God.

Nov 29, 2005 18:14

I think myself to be a hard person, that if someone does me wrong once I won't let myself be made a fool and allow them a chance to hurt me another time. In September we began trial on the state's case against Charles Orlando Williams for assault with a deadly weapon and armed robbery. It had been more than a year since the incident, I wasn't angry, I wasn't scared anymore, I at that point was desensitized to the idea that it had happened to me. I knew my story and I was prepared to share it on the witness stand. I went over my account in my head of how the man was unkempt and mush mouthed and seemed to be on drugs and uncivilized. I sat in the court room and watched the man who had once put my life in danger walk freely into the courtroom, sit down, put on a pair of glasses and begin to read a document. I burst into tears. I wasn't sure why, it was forever ago that it happened, I felt "I should be over it by now!" I think the shock of seeing him for the first time since that day was more than I had expected. I definitely did not expect him to be able to read, the whole time I hadn't thought of him as a real person. Well the trial was delayed, they sent us home and told us we'd reschedule for a later date.
October 31st we went back. We had a pre-trial hearing, which means all the witnesses, police involved, etc gave their testimonies for the judge.
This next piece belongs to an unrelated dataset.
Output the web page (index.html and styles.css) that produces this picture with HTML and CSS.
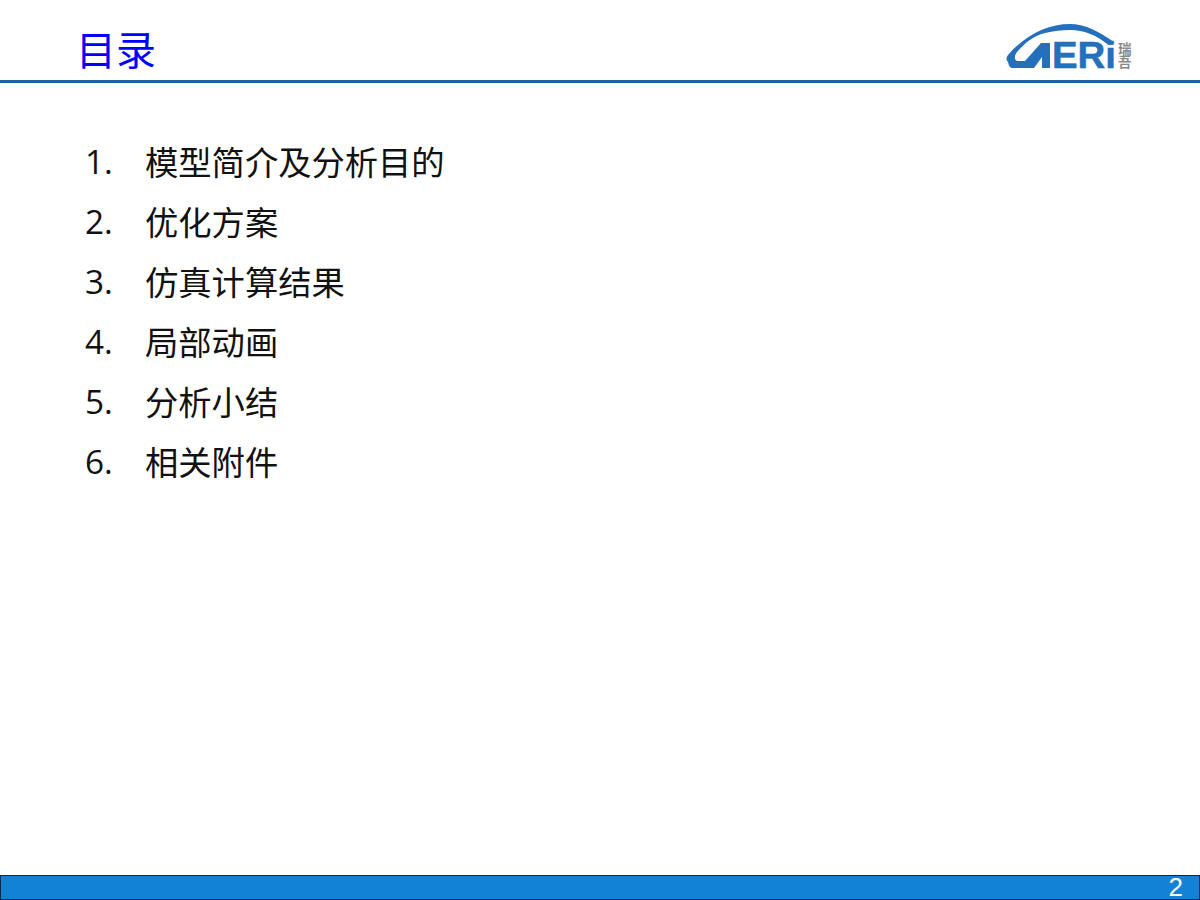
FILE: index.html
```html
<!DOCTYPE html>
<html lang="zh-CN">
<head>
<meta charset="utf-8">
<title>目录</title>
<link rel="stylesheet" href="styles.css">
</head>
<body>
<div class="slide">
  <header class="header">
    <h1 class="title">目录</h1>
    <svg class="logo" width="130" height="58" viewBox="0 0 130 58" aria-label="AERI">
      <path class="logo-fill" d="M2 41 C3 45 4 47 7 47 L28 47 L36 36 L36 47 L44 47 L44 22 L35 22 L19 40 L12 40 C8 40 8 35 11 31 C19 22 27 15 39 12 C47 10 56 9 64 9 C78 9 90 14 101 23 L109 22 C93 10 78 3 64 3 C42 3 19 14 2 34 C0 37 0 39 2 41 Z"/>
      <text class="logo-letters" x="46" y="47" textLength="64" lengthAdjust="spacingAndGlyphs">ERi</text>
      <text class="logo-cn"><tspan x="112" y="33">瑞</tspan><tspan x="112" y="46">吾</tspan></text>
    </svg>
  </header>
  <ol class="toc">
    <li class="toc-item"><span class="num">1.</span><span>模型简介及分析目的</span></li>
    <li class="toc-item"><span class="num">2.</span><span>优化方案</span></li>
    <li class="toc-item"><span class="num">3.</span><span>仿真计算结果</span></li>
    <li class="toc-item"><span class="num">4.</span><span>局部动画</span></li>
    <li class="toc-item"><span class="num">5.</span><span>分析小结</span></li>
    <li class="toc-item"><span class="num">6.</span><span>相关附件</span></li>
  </ol>
  <footer class="footer"><span class="page">2</span></footer>
</div>
</body>
</html>
```
FILE: styles.css
```css
html, body { margin: 0; padding: 0; background: #fff; }
.slide {
  width: 1200px; height: 900px; display: flex; flex-direction: column;
  overflow: hidden; background: #fff;
  font-family: "Noto Sans CJK SC", "Noto Sans", sans-serif;
}
.header {
  height: 80px; flex: none;
  display: flex; justify-content: space-between; align-items: flex-start;
  border-bottom: 3px solid #1f5fa6; padding: 0 64px 0 76px;
}
.title { margin: 19px 0 0; font-size: 40px; line-height: 58px; font-weight: 400; color: #0000ff; }
.logo { margin-top: 21px; }
.logo-fill { fill: #2470ba; }
.logo-letters { font: 700 36px "Liberation Sans", sans-serif; fill: #2470ba; stroke: #2470ba; stroke-width: 0.5; }
.logo-cn { font: 700 13.5px "Noto Sans CJK SC", sans-serif; fill: #8a8a8a; }
.toc { list-style: none; margin: 48px 0 0; padding: 0 0 0 85px; flex: 1; }
.toc-item { display: flex; height: 60px; line-height: 60px; font-size: 33.3px; color: #111; }
.num { width: 60px; flex: none; font-family: "Open Sans", sans-serif; }
.footer {
  height: 23px; flex: none; display: flex; justify-content: flex-end; align-items: center;
  background: #1282d6; border: 1px solid #0a2a4a; padding-right: 16px;
}
.page { font: 400 26px/23px "Liberation Sans", sans-serif; color: #fff; }
```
This time I wasn't going to look at the man, but that plan was shot when on the witness stand I was asked to point out the man accused of the crimes. I pointed at him as he glared at me and shook his head. The district attorney asked me a number of questions, all ones that we had gone over several times throughout the month over the phone and in his office. Then the defense had their turn with me. I knew it was her job to discourage me and confuse me to make me seem inconsistent and that my account was not sufficient, but I didn't think it'd be so intense. She did confuse me, she did frustrate me, I cried, it wasn't fair that it felt like I was being on trial! We recessed and when we returned, some legal complications forced the defendant to get a new lawyer, the trial was to be delayed again.
Finally, a third time, on November 28th I sat through hours of jury selection until the defense was satisfied with a jury of 12 lower class individuals hoping they'd identify more with Charles Orlando Williams, "a poor soul who was being wrongly accused and doomed for prison because there was no way he could get a fair trial, who wouldn't take the side of a little girl victim who cries on the stand?" Well I sat through that jury selection, I heard answers to personal questions about each member of the jury and knew that more than half of the jury had a son/nephew also being incarcerated for crimes they were "wrongly accused of." I knew that it was most likely that Charles Orlando Williams would be getting away with this. The case was recessed until this morning. An officer involved in the case walked me to my car, he agreed that it looked like he would get away with it, but that Charles Orlando Williams had a death sentence of his own, that even if he is found innocent that he will not be getting away with it. He tested HIV positive more than a year ago, even in the time I've shared with him I've noticed his increasing frailness. This morning the trial was continued. The jury was sent to a room to make a decision, they took hours. We were all called back in, I sat in the back row and had a view of Williams' mother and father and him. The jury gave their verdict. Guilty. The bailiff cuffed him. I CRIED!!!! I cried and I left the court room. I was followed by three lawyers including the district attorney, they were concerned I didn't understand what happened, they thought maybe I was confused, that I didn't know that I had "won". I felt terrible for him. I didn't stay for his sentencing, but the minimum he could get was 71 months (about 6 years) and I knew he would not live that long and that he'd die in prison. The whole thing was really pathetic. I couldn't stand it. Walking to my car I saw a black woman hurrying toward me, it was Williams' cousin who had called crime stoppers to turn him in when she saw me on the news. She was late and saw me crying, I'm sure she assumed that he had been let go. She asked me what happened and I told her that he was found guilty. She began to tear and I asked her to tell him that I was sorry, sorry that he is sick. She hugged me and ran to try to see him before they took him away.
He is a real person, a sad person, and I sympathize with him. I wish that I did not have to be involved in this, not because I was a victim, but because today broke my heart. I feel like I watched someone die today. Right infront of me and his family. Maybe I do believe in second, third, thirtieth chances.

edit: I don't think I would've been as empathetic if I hadn't watched the musical Rent the night before the trial.





Charles Orlando Williams and Tavoris Marquoise Potts.

edit: i recieved a call from a lawyer telling me that charles williams is sentenced to 12 years in prison.